This method is called while the a subclass of a class is initialized.

Metaclass

The above two methods are only elementary approach to manipulate single changes of class initialization. To make class initialization more systematic, metaclass comes into the play. It is also probably the most useful piece of “customizing” your own class definition.

Before diving into what metaclass is, let’s look at what class is. My favorite definition is from the book Essential Scala

Class provides a template for creating objects.

In Python, the instantiated instance of a class is object. Moreover, the Class definition itself is also an object. The second part is critical for us if we want to templatize some code because we can create another layer of “template” of our code. Metaclass is built to create such second layer. In other words,

Metaclass is a template for creating classes.

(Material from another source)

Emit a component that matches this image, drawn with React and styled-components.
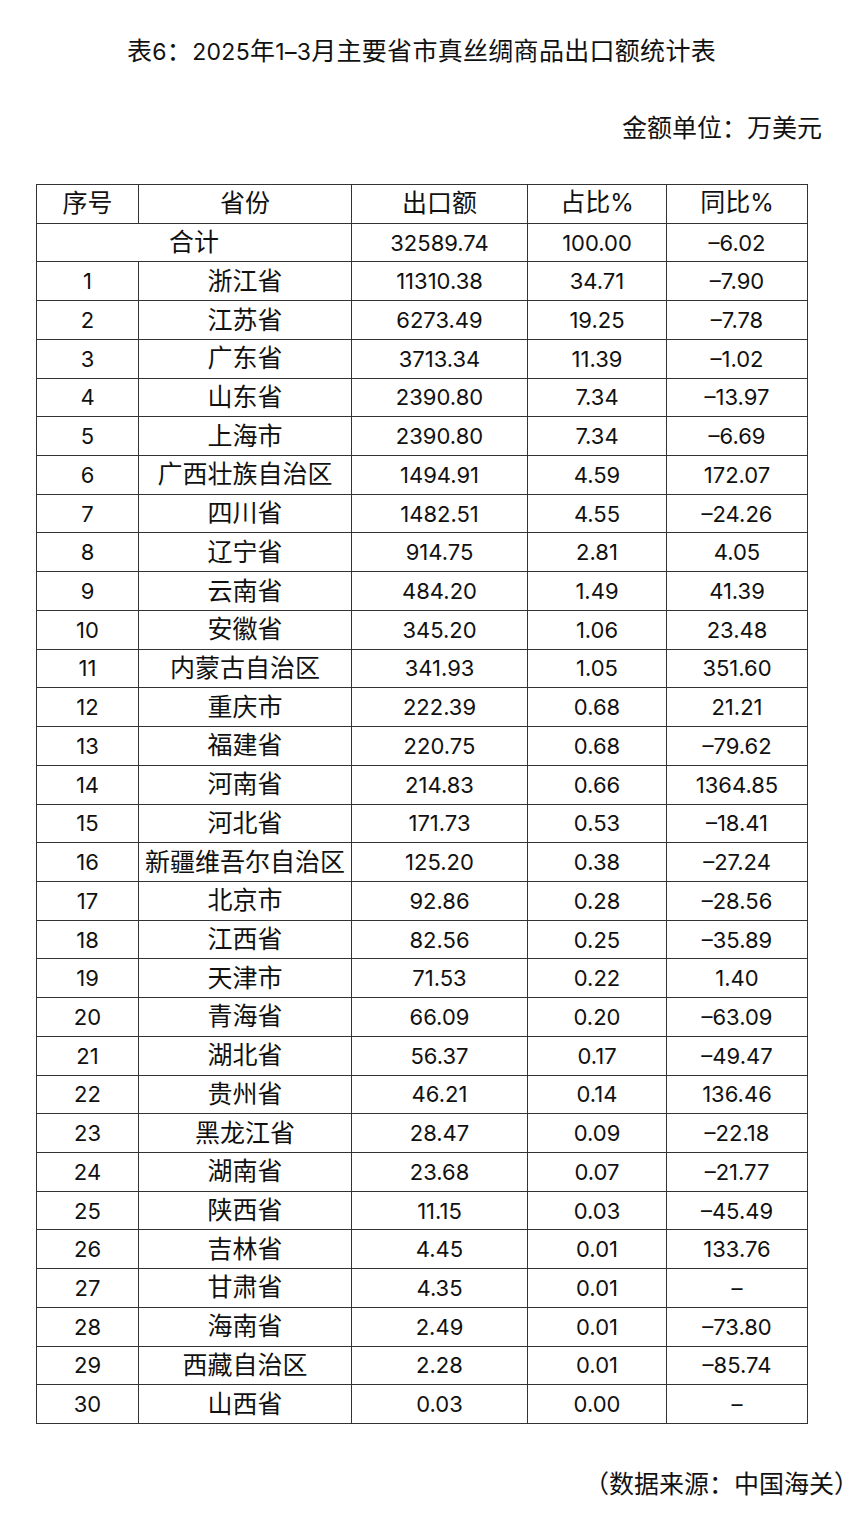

To define a metaclass, you need to derive from type instead of object.

class Meta(type):
    def __new__(cls, name, bases, dct):
        x = super().__new__(cls, name, bases, dct)
        x.meta_name = "my_meta"
        return x

Then you’re free to create a list of classes out of the Meta:

class Class1(metaclass=Meta):
    pass

class Class2(metaclass=Meta):
    pass

After that, the class attributes can be fetched directly, or from instantiated instances.

c1 = Class1()
c2 = Class2()
print(c1.meta_name)     # my_meta
print(Class1.meta_name) # my_meta